A good markdown editor does more than render headings and bullet points. It shortens feedback loops, reduces formatting mistakes, and helps developers, technical writers, and content teams publish cleaner READMEs, docs, changelogs, and knowledge-base content with less friction. This guide explains how to compare a markdown editor online or desktop workflow, which features matter in practice, and how to choose the best fit for solo developers, documentation-heavy teams, and content operations that need a reliable markdown documentation workflow.
Overview
If you write documentation often, markdown becomes infrastructure. It sits between raw text and published content, which means the editor you choose can either keep your process fast and predictable or create constant small delays: broken tables, awkward image paths, inconsistent heading levels, and preview mismatches that only appear after publishing.
The challenge is that the term best markdown editor means different things depending on the work. A developer maintaining a GitHub repository usually wants speed, keyboard support, and faithful rendering for markdown for README files. A content team may care more about templates, review workflows, export options, and style consistency. A technical lead may need a markdown preview tool that mirrors a static site generator or docs portal closely enough to catch issues before deployment.
That is why this article is framed as a comparison guide rather than a list of winners. Tool quality changes over time. New editors appear. Existing products add collaboration, AI assistance, diagram support, publishing integrations, or local-first modes. Browser-based tools improve. Privacy expectations shift. If you revisit this topic every few months, your evaluation criteria may matter more than any single recommendation.
As a simple rule, start with workflow before features. Ask where markdown enters your process, where it is reviewed, where it is published, and who needs to touch it. Once those steps are clear, the useful differences between a markdown editor online, a desktop app, a code editor extension, and a docs platform become easier to see.
How to compare options
The fastest way to compare markdown tools is to test them against real documents, not sample snippets. Use one README, one documentation page with code blocks and tables, and one long-form article with links, images, and nested lists. Most editors look similar with a short note. Their differences appear when the document becomes messy, collaborative, or publication-ready.

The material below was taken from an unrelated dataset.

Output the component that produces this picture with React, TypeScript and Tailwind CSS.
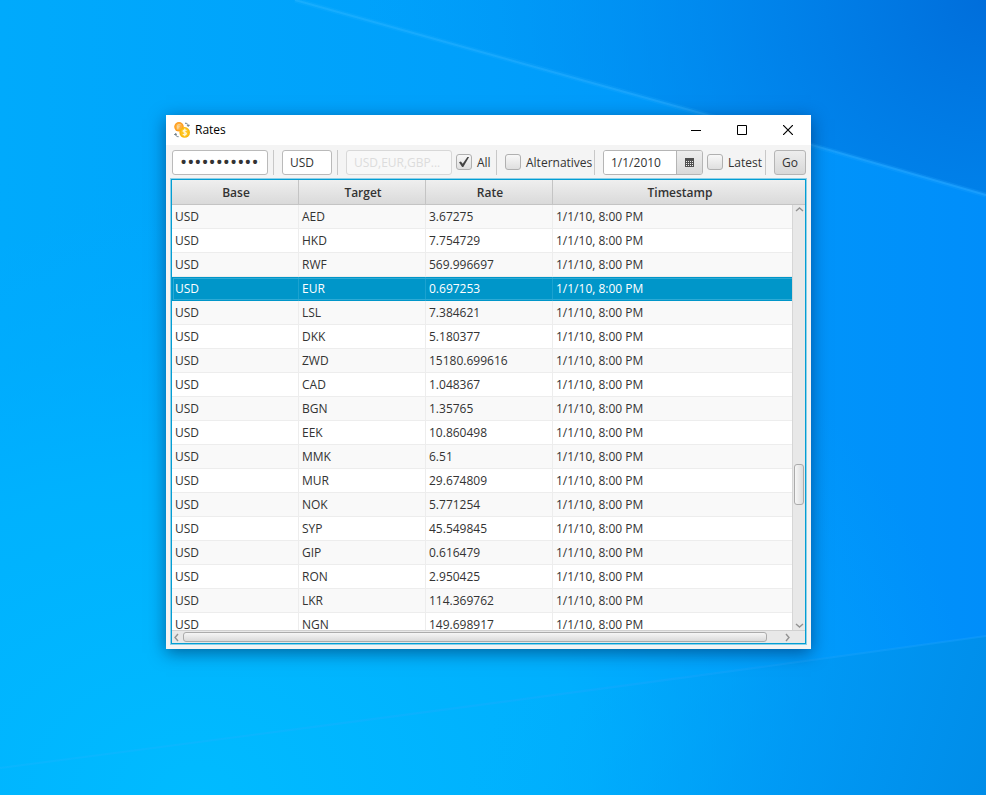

Here are the criteria that usually matter most.
1. Editing model
Editors generally fall into a few categories:
- Plain text-first editors that keep markdown visible at all times.
- Split-pane editors with source on one side and preview on the other.
- WYSIWYG or hybrid editors that hide some syntax while preserving markdown output.
- Code-editor-based workflows using extensions inside a development environment.
- Browser-based utilities for quick drafting, previewing, or cleanup.
Text-first tools suit users who think in markdown syntax and want precision. Hybrid tools suit teams where not everyone is comfortable editing raw markdown directly. Split-pane setups are still useful for training newer contributors because they create an immediate connection between syntax and output.
2. Rendering accuracy
A markdown preview tool is only helpful if its preview is close to your publishing target. This matters because markdown is not one single standard in everyday use. Flavors differ across platforms and frameworks. GitHub-style tables, task lists, fenced code blocks, footnotes, admonitions, math, and diagram syntax may render differently depending on where the content ends up.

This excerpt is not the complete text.